Préface
Nous faisons régulièrement l’expérience de nous sentir détaché de notre propre désir, sous l’effet des algorithmes et de l’informatisation de masse des services qui gèrent nos vies, mais aussi lorsque nous rencontrons cette dissociation chez les autres. Il nous semble que notre vie sociale fonctionne alors par mimétisme, ranking et comparaison, que l’image de soi se construit surtout à travers celle de l’autre, dans un processus de valorisation immédiate. Dans ce contexte, la théorie de René Girard, selon laquelle on ne désire que le désir de l’autre, semble trouver un regain d’intérêt en tant que nouvelle pensée du déterminisme social de ce désir. [Girard a d’ailleurs directement influencé nombre de dirigeants de la Silicon Valley, qui ont suivi ses cours à Stanford à la fin des années 1980, à l’instar de Peter Thiel]. Flaubert, Stendhal et Balzac lui ont fourni un terrain de jeu narratif pour étudier ces mécanismes d’imitation, en raison d’un nivellement croissant des différences sociales au XIXe siècle. Le jeune Julien Sorel cherche par exemple à imiter de nouveaux modèles issus de ses lectures dans le but de gravir l’échelle sociale : Napoléon dans Le Mémorial de Sainte-Hélène ou Jean-Jacques Rousseau dans Les Confessions. Tout comme Emma Bovary, qui elle aussi s’inspire de personnages de la littérature romantique pour s’émanciper en tant que femme issue de la bourgeoisie de province.

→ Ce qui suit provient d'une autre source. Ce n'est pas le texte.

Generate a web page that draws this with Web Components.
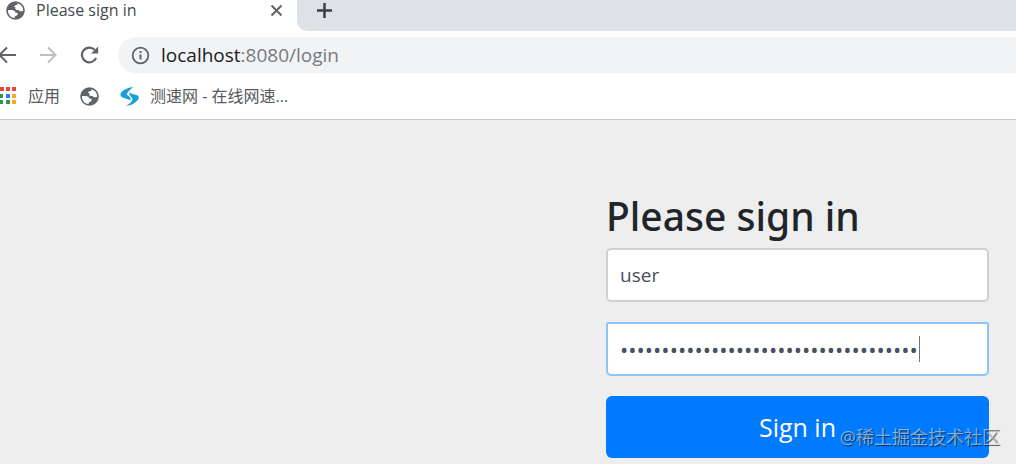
<!DOCTYPE html>
<html lang="zh-CN">
<head>
<meta charset="utf-8">
<title>Please sign in</title>
<style>
html,body{margin:0;height:100%}
body{font-family:"Open Sans","Noto Sans CJK SC",sans-serif;background:#eee;color:#212529;overflow:hidden}
</style>
</head>
<body>
<browser-window>
  <tab-strip slot="tabs" label="Please sign in"></tab-strip>
  <address-bar slot="address"><span slot="host">localhost</span>:8080/login</address-bar>
  <bookmarks-bar slot="bookmarks"></bookmarks-bar>
  <sign-in-form></sign-in-form>
  <water-mark slot="mark">@稀土掘金技术社区</water-mark>
</browser-window>
<script>
const define = (name, html) => {
  const t = document.createElement('template');
  t.innerHTML = html;
  customElements.define(name, class extends HTMLElement {
    constructor() {
      super();
      this.attachShadow({mode: 'open'}).append(t.content.cloneNode(true));
    }
    connectedCallback() {
      const label = this.shadowRoot.querySelector('[data-label]');
      if (label) label.textContent = this.getAttribute('label');
    }
  });
};

define('globe-icon', `
<style>:host{display:block;width:19px;height:19px;flex:none}svg{display:block;width:100%;height:100%}</style>
<svg viewBox="0 0 19 19" aria-hidden="true"><circle cx="9.500" cy="9.500" r="9.300" fill="#5f6368"/>
<path d="M11.300 2.200C15 3 17.300 6 17.200 9.700L16 10.300 13.700 10.200 12.400 8.900 10.700 8.900 9.300 7.900 9.400 6.300 7.800 5.700 9.300 4.300 11.300 3.900Z" fill="#fff"/>
<path d="M1.900 9.100L6.300 9 8.700 10 9.300 11.400 11.800 12.100 11.300 14.300 9 15.300 8.500 17.100C4.500 16.700 1.800 13.300 1.900 9.100Z" fill="#fff"/></svg>`);

define('browser-window', `
<style>
:host{display:flex;flex-direction:column;min-height:100vh;position:relative}
header{background:#fff;border-bottom:1px solid #c9c9c9;flex:none}
main{flex:1;display:flex;justify-content:flex-end;padding:72px 27px 0}
</style>
<header><slot name="tabs"></slot><slot name="address"></slot><slot name="bookmarks"></slot></header>
<main><slot></slot></main><slot name="mark"></slot>`);

define('tab-strip', `
<style>
:host{display:flex;height:31px;background:#fff;color:#45494d}
.tab{display:flex;align-items:center;width:297px;height:20px;box-sizing:border-box;padding:0 14px 0 6px;font-size:16px;line-height:20px}
.tab span{margin-left:11px;flex:1}
button{border:0;background:none;padding:0;display:block}
svg{display:block}
.rest{flex:1;background:#dee1e6;border-bottom-left-radius:10px;padding:2px 19px 0}
</style>
<div class="tab"><globe-icon></globe-icon><span data-label></span>
<button aria-label="Close tab"><svg width="13" height="13" viewBox="0 0 13 13"><path d="M1.500 1.500l10 10m0-10l-10 10" stroke="#5f6368" stroke-width="2"/></svg></button></div>
<div class="rest"><button aria-label="New tab"><svg width="17" height="17" viewBox="0 0 17 17"><path d="M8.500 1v15M1 8.500h15" stroke="#3c4043" stroke-width="2.500"/></svg></button></div>`);

define('address-bar', `
<style>
:host{display:flex;align-items:center;height:48px}
button{border:0;background:none;padding:0;display:block;flex:none}
svg{display:block}
nav{display:flex;align-items:center;gap:23px;width:118px;flex:none}
.box{flex:1;height:36px;border-radius:18px 0 0 18px;background:#f1f3f4;display:flex;align-items:center;gap:11px;padding-left:13px;font-size:19px;line-height:26px;color:#777b80}
::slotted([slot=host]){color:#202124}
</style>
<nav aria-label="Navigation">
<button aria-label="Back"><svg width="17" height="18" viewBox="0 0 17 18" fill="none" stroke="#5f6368" stroke-width="2"><path d="M16 9H0M7 1.500L-.500 9l7.500 7.500"/></svg></button>
<button aria-label="Forward"><svg width="17" height="18" viewBox="0 0 17 18" fill="none" stroke="#bcbec1" stroke-width="2"><path d="M0 9h15M8 1.500L15.500 9 8 16.500"/></svg></button>
<button aria-label="Reload"><svg width="19" height="18" viewBox="0 0 19 18"><path d="M16.100 12A7.400 7.400 0 1 1 14.700 3.800" fill="none" stroke="#5f6368" stroke-width="2.200"/><path d="M18.200 .500V7.500H11z" fill="#5f6368"/></svg></button>
</nav>
<div class="box"><svg width="19" height="19" viewBox="0 0 19 19"><circle cx="9.500" cy="9.500" r="7.800" fill="none" stroke="#5f6368" stroke-width="1.800"/><path d="M9.500 8.500v5M9.500 5v2" stroke="#5f6368" stroke-width="2"/></svg><div><slot name="host"></slot><slot></slot></div></div>`);

define('bookmarks-bar', `
<style>
:host{display:flex;align-items:center;height:40px;font-size:16px;line-height:22px}
a{display:flex;align-items:center;color:#55585c;text-decoration:none;padding-bottom:6px}
svg{display:block;flex:none}
.apps,.site{gap:11px}.site,.globe{margin-left:20px}
</style>
<a class="apps" href="#apps"><svg width="17" height="18" viewBox="0 0 17 18"><path d="M0 0h4v4H0zM6 0h4v4H6zM12 0h4v4h-4z" fill="#e8433a"/><path d="M0 7h3v4H0z" fill="#249a52"/><path d="M6 7h4v4H6z" fill="#3579e8"/><path d="M12 7h4v4h-4zM12 13h4v4h-4z" fill="#f5ad18"/><path d="M0 13h3v4H0zM6 13h4v4H6z" fill="#249a52"/></svg>应用</a>
<a class="globe" href="#globe" aria-label="Bookmark"><globe-icon></globe-icon></a>
<a class="site" href="#speed"><svg width="20" height="19" viewBox="0 0 20 19" fill="#1c9ed9"><path d="M14 0C9 .500 3 3.500 1.500 6.700c-.600 2.500 1 3.300 3.500 4.200l6.500 2.300c.300-2.200-.500-3.700-2.500-4.500L8 7.700C7.500 6 10.500 3.500 14 0Z"/><path d="M10 5c2 1.800 5 2.300 7.500 3 3.200 1 2.500 3.800.800 5.500-2.800 2.800-5.300 4.800-11.300 5.300 3.500-2 6-4 6.500-6.300C13.800 10.500 10.500 10 10 5Z"/></svg>测速网 - 在线网速...</a>`);

define('sign-in-form', `
<style>
:host{display:block;flex:0 1 383px;min-width:0}
form{display:flex;flex-direction:column}
h1{margin:0 0 8px;font:500 39px/48px "Noto Sans",sans-serif}
input{box-sizing:border-box;width:100%;height:54px;display:block;margin:0 0 20px;padding:0 12px;border:2px solid #ced0d2;border-radius:5px;background:#fff;color:#495057;font:19px/30px "Open Sans",sans-serif;outline:0}
.password{position:relative}
.password input{border-color:#8fc4fb;border-radius:2px 2px 5px 5px;font-size:22px}
.caret{position:absolute;left:313px;top:14px;width:1px;height:26px;background:#6c757d}
button{height:62px;border:0;border-radius:6px;background:#007bff;color:#fff;font:25px/36px "Open Sans",sans-serif}
</style>
<form><h1>Please sign in</h1>
<input type="text" aria-label="Username" value="user">
<div class="password"><input type="password" aria-label="Password" value="000000000000000000000000000000000000"><span class="caret"></span></div>
<button type="button">Sign in</button></form>`);

define('water-mark', `
<style>:host{position:absolute;right:16px;bottom:14px;font-size:18px;line-height:26px;color:rgba(255,255,255,.5);text-shadow:1px 1px 1px rgba(0,0,0,.65);pointer-events:none}</style><slot></slot>`);
</script>
</body>
</html>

Dans un premier temps, nous nous sommes penchés sur les nouvelles interprétations littéraires de ce modèle triangulaire avec Elif Batuman et Jay Chung – tous deux intéressés par l’héritage de Girard à Stanford –, ainsi que sur les recherches en neurosciences sur les neurones miroirs, qui contribuent au comportement mimétique, et semblent encourager la théorie de Girard au niveau physiologique. À l’inverse, nous avons ouvert un espace pour pouvoir penser le désir comme puissance d’émancipation étendue au social, en dehors de ses modèles déterministes, au travers du récit épique de l’« échappée » d’un héros entre Clermont-Ferrand et l’Aveyron, au gré de ses envies (Alain Guiraudie). Ou de manière introspective à partir d’une négociation avec la « machinerie des rêves », cette instance qui dirige nos songes, afin de manipuler le déterminisme du désir – à la manière de Josef Strau ou Ingeborg Bachmann –, et de devenir un « dream director ».